RAW DATA ->
>> BEGIN

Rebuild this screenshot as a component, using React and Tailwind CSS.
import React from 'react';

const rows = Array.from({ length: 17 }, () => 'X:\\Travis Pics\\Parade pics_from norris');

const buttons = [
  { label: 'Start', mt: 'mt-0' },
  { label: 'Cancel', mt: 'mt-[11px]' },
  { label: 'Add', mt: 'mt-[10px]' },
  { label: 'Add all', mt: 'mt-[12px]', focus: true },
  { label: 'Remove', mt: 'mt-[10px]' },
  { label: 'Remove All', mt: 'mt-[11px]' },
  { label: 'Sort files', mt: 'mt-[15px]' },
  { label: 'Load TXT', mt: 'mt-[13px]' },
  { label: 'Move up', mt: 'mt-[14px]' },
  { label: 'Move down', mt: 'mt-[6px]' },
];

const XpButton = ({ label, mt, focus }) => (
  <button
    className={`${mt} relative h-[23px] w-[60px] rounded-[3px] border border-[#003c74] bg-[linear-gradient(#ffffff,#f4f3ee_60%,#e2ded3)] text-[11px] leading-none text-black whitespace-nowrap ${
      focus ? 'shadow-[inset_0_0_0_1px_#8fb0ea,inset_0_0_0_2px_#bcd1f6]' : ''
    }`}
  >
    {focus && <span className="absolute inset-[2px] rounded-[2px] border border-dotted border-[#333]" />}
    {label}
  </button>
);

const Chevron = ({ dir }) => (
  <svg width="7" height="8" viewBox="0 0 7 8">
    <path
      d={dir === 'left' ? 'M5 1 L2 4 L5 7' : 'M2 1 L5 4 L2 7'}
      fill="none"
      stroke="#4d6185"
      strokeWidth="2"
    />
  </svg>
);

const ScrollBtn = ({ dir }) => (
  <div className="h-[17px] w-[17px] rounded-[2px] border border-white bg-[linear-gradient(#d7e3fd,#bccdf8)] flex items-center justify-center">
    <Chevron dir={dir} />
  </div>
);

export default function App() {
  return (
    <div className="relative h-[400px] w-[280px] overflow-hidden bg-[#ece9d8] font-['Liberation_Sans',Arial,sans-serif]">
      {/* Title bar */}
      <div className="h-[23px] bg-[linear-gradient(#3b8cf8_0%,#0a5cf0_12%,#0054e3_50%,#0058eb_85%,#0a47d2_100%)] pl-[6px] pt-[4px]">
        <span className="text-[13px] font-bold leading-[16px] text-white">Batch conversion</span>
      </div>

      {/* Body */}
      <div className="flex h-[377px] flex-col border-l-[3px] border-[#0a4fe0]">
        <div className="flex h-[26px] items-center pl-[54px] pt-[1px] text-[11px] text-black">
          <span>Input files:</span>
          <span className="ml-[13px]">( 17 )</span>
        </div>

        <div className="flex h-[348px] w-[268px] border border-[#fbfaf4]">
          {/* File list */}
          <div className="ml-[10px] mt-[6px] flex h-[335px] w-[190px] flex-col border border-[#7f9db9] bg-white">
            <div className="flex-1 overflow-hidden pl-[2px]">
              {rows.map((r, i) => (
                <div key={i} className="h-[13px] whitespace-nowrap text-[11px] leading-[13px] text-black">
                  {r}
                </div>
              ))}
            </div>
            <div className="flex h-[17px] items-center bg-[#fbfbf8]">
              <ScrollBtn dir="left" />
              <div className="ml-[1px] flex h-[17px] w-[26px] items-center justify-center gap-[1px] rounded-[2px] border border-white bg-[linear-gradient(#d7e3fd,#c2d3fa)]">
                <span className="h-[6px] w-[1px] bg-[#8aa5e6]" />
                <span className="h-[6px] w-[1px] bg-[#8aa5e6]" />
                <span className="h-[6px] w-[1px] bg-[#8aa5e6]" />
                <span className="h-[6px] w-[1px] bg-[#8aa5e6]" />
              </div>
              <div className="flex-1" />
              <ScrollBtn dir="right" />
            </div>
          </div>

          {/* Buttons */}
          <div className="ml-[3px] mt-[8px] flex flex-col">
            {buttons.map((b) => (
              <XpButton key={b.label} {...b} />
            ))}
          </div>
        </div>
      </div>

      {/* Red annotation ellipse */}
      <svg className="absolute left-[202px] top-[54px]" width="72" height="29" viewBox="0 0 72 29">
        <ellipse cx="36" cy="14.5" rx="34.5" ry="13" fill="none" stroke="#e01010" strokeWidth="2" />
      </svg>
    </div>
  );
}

>> END

TASK REQUIREMENTS -> Your task is to quote the lines above, beginning with the first and ending with the one that holds "Pics\\Parade pics_from norris');".

EXERCISE RESPONSE ->
Rebuild this screenshot as a component, using React and Tailwind CSS.
import React from 'react';

const rows = Array.from({ length: 17 }, () => 'X:\\Travis Pics\\Parade pics_from norris');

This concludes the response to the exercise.